[mercury-users] Mercury syntax?
Fergus Henderson
fjh at cs.mu.oz.au
Fri Aug 22 00:32:54 AEST 1997
Marko Schuetz, you wrote:
> Why is it not possible to use a data constructor as a curried
> relation between its arguments and its result?
>
> I would like to write:
>
> list__map(intersection(A), List1, List2) where intersection is a
> binary constructor. This is not accepted (mercury-0.6). But I can
> write:
>
> list__map((pred(K1::in, K2::out) is det :- K2 = intersection(B, K1))
> , List1
> , List2
> )
>
> Is there a strong reason to favor the latter over the former?
Well, you've asked whether data constructors should be equivalent to
predicates. But data constructors are actually much more like functions
than like predicates. So let me decompose your question into two issues:
1. Should data constructors be equivalent to functions?
2. Should functions be equivalent to predicates?
1. Should data constructors be equivalent to functions?

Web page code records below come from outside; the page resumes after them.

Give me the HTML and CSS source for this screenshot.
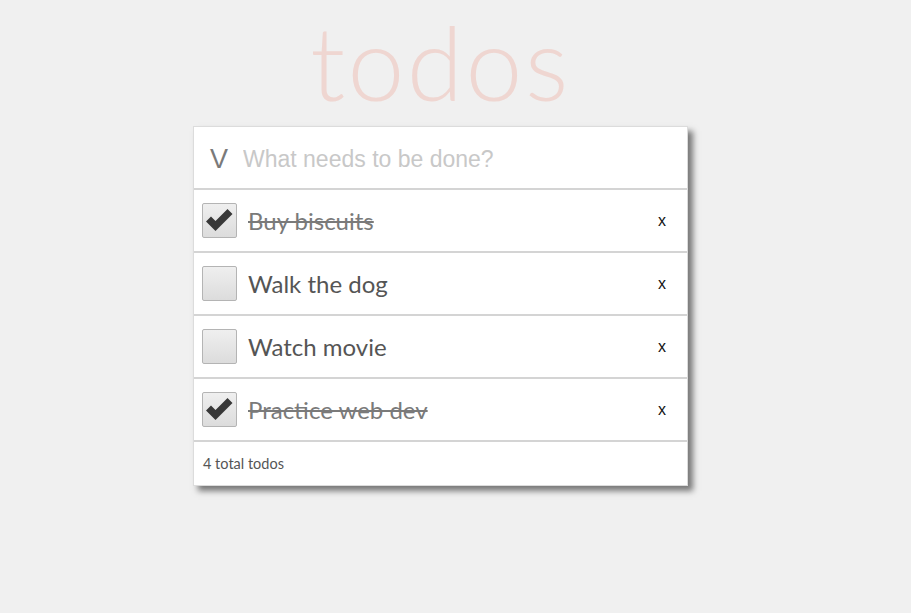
FILE: index.html
```html
<!DOCTYPE html>
<html>
<head>
<meta charset="utf-8">
<link rel="stylesheet" href="styles.css">
</head>
<body>
<div class="app">
  <h1 class="title">todos</h1>
  <div class="card">
    <div class="new-row">
      <span class="toggle-all">V</span>
      <input class="new-todo" type="text" placeholder="What needs to be done?">
    </div>
    <ul class="list">
      <li class="item done">
        <span class="box"><svg viewBox="0 0 35 35" width="35" height="35"><path d="M4 18.5 L9 13.5 L13.5 18 L25.5 6 L30.5 11 L13.5 28 Z" fill="#383838"/></svg></span>
        <span class="label">Buy biscuits</span>
        <span class="del">x</span>
      </li>
      <li class="item">
        <span class="box"></span>
        <span class="label">Walk the dog</span>
        <span class="del">x</span>
      </li>
      <li class="item">
        <span class="box"></span>
        <span class="label">Watch movie</span>
        <span class="del">x</span>
      </li>
      <li class="item done">
        <span class="box"><svg viewBox="0 0 35 35" width="35" height="35"><path d="M4 18.5 L9 13.5 L13.5 18 L25.5 6 L30.5 11 L13.5 28 Z" fill="#383838"/></svg></span>
        <span class="label">Practice web dev</span>
        <span class="del">x</span>
      </li>
    </ul>
    <div class="footer">4 total todos</div>
  </div>
</div>
</body>
</html>
```

FILE: styles.css
```css
html, body {
  margin: 0;
  padding: 0;
  background: #f0f0f0;
}
body {
  min-height: 613px;
}
.app {
  width: 495px;
  margin-left: 193px;
  padding-bottom: 60px;
  font-family: "Lato", "Noto Sans", sans-serif;
}
.title {
  margin: 0;
  height: 126px;
  padding: 0;
  text-align: center;
  font-family: "Lato", sans-serif;
  font-weight: 300;
  font-size: 102px;
  line-height: 123px;
  color: #efd6d1;
  letter-spacing: 2.5px;
}
.card {
  background: #fff;
  border: 1px solid #dcdcdc;
  box-shadow: 5px 5px 6px rgba(0,0,0,0.5);
}
.new-row {
  display: flex;
  align-items: center;
  height: 58px;
  padding-top: 3px;
  border-bottom: 2px solid #d4d4d4;
}
.toggle-all {
  width: 49px;
  box-sizing: border-box;
  padding-left: 16px;
  font-family: "Liberation Sans", Arial, sans-serif;
  font-size: 27px;
  color: #7a7a7a;
}
.new-todo {
  flex: 1;
  border: 0;
  outline: none;
  padding: 0;
  font-family: "Liberation Sans", Arial, sans-serif;
  font-size: 23px;
  color: #333;
  background: transparent;
}
.new-todo::placeholder {
  color: #c8c8c8;
}
.list {
  list-style: none;
  margin: 0;
  padding: 0;
}
.item {
  display: flex;
  align-items: center;
  height: 61px;
  border-bottom: 2px solid #d4d4d4;
  padding-left: 8px;
  padding-right: 21px;
}
.box {
  width: 33px;
  height: 33px;
  border: 1px solid #b4b4b4;
  border-radius: 2px;
  background: linear-gradient(#efefef, #dcdcdc);
  flex: none;
  position: relative;
}
.box svg {
  position: absolute;
  left: -1px;
  top: -1px;
}
.label {
  flex: 1;
  margin-left: 11px;
  font-size: 24px;
  font-weight: 400;
  color: #555;
}
.done .label {
  color: #7a7a7a;
  text-decoration: line-through;
}
.del {
  font-family: "Liberation Sans", Arial, sans-serif;
  font-size: 16px;
  color: #111;
}
.footer {
  height: 43px;
  display: flex;
  align-items: center;
  padding-left: 9px;
  font-size: 14.5px;
  color: #555;
}
```
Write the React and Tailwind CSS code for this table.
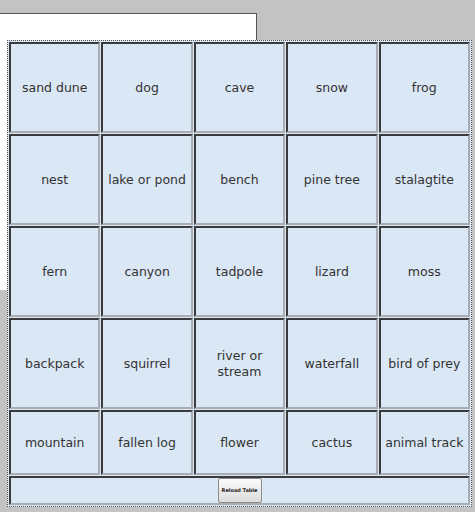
import React from 'react';

const items = [
    'sand dune', 'dog', 'cave', 'snow', 'frog',
    'nest', 'lake or pond', 'bench', 'pine tree', 'stalagtite',
    'fern', 'canyon', 'tadpole', 'lizard', 'moss',
    'backpack', 'squirrel', 'river or stream', 'waterfall', 'bird of prey',
    'mountain', 'fallen log', 'flower', 'cactus', 'animal track',
];

function Cell({ label, short }) {
    return (
        <div
            className={`flex items-center justify-center text-center bg-[#dae7f5] text-[#333] text-[12.5px] leading-[16px] whitespace-nowrap border-t-2 border-l-2 border-b-2 border-r-2 border-t-[#3a3a3a] border-l-[#3a3a3a] border-b-[#a9adb3] border-r-[#a9adb3] ${short ? 'h-[65px]' : 'h-[91px]'}`}
        >
            {label === 'river or stream' ? <span>river or<br />stream</span> : label}
        </div>
    );
}

export default function App() {
    return (
        <div className="relative w-[475px] h-[512px] bg-[#c3c3c3] overflow-hidden" style={{ fontFamily: '"DejaVu Sans", Verdana, sans-serif' }}>
            {/* white panel behind the board */}
            <div className="mt-[13px] w-[257px] h-[277px] bg-white border-t border-r border-[#555]" />

            {/* bingo board */}
            <div className="absolute left-[7px] top-[40px] w-[465px] border border-dotted border-[#555] bg-[#dae7f5] p-px">
                <div className="grid grid-cols-5 gap-px">
                    {items.map((label, i) => (
                        <Cell key={label} label={label} short={i >= 20} />
                    ))}
                    <div className="col-span-5 h-[29px] flex items-center justify-center bg-[#dae7f5] border-2 border-t-[#3a3a3a] border-l-[#3a3a3a] border-b-[#a9adb3] border-r-[#a9adb3]">
                        <button className="w-[44px] h-[25px] rounded-[2px] border border-[#8c8c8c] bg-gradient-to-b from-[#fafafa] to-[#dcdcdc] text-[5px] font-bold text-[#222] leading-none whitespace-nowrap">
                            Reload Table
                        </button>
                    </div>
                </div>
            </div>
        </div>
    );
}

That is, should you be able to "take the address" of a data constructor,
i.e. pass it as a parameter to a higher-order function directly,
rather than using a lambda expression?
The reason that these two aren't equivalent in Mercury is that data constructors
are polymorphically moded, whereas functions have only a finite number
of modes -- typically just one. In Mercury, you can only directly take
the address of something which has one mode; for anything that has
multiple modes, you have to use an explicit lambda expression to
specify which mode you want to take the address of. Since data constructors
are polymorphically moded, you can't directly take their address.
The reason for the restriction that you can't take the address of
something which has more than one mode is that allowing that would
significantly increase the complexity of mode and determinism
analysis. We might consider relaxing this restriction at some point,
but the work-around is pretty easy -- just write an explicit lambda
expression -- and extending mode/determinism analysis to handle it
seems to be tricky... it may be better to keep the existing
mode/determinism system, even if it makes some programs a bit more
verbose.
2. Should functions be equivalent to predicates?
Note that the Mercury standard library predicate list__map/3 takes a predicate
as a argument, not a function. Even if you could directly "take the
address of" data constructors, they would be functions, not predicates,
you couldn't pass `intersection(A)' to `list__map'.
The short answer is that there is no simple isomorphism between
predicates and functions. You can either map predicates onto a subset
of functions (the functions that return a bool), or you can map
functions onto a subset of predicates (those that have at most one
solution for the last argument for each possible value of the first N-1
arguments). Since there is no compelling reason to prefer one of these
mappings above the other, Mercury does not make functions equivalent to
predicates.
--
Fergus Henderson <fjh at cs.mu.oz.au> | "I have always known that the pursuit
WWW: <http://www.cs.mu.oz.au/~fjh> | of excellence is a lethal habit"
PGP: finger fjh at 128.250.37.3 | -- the last words of T. S. Garp.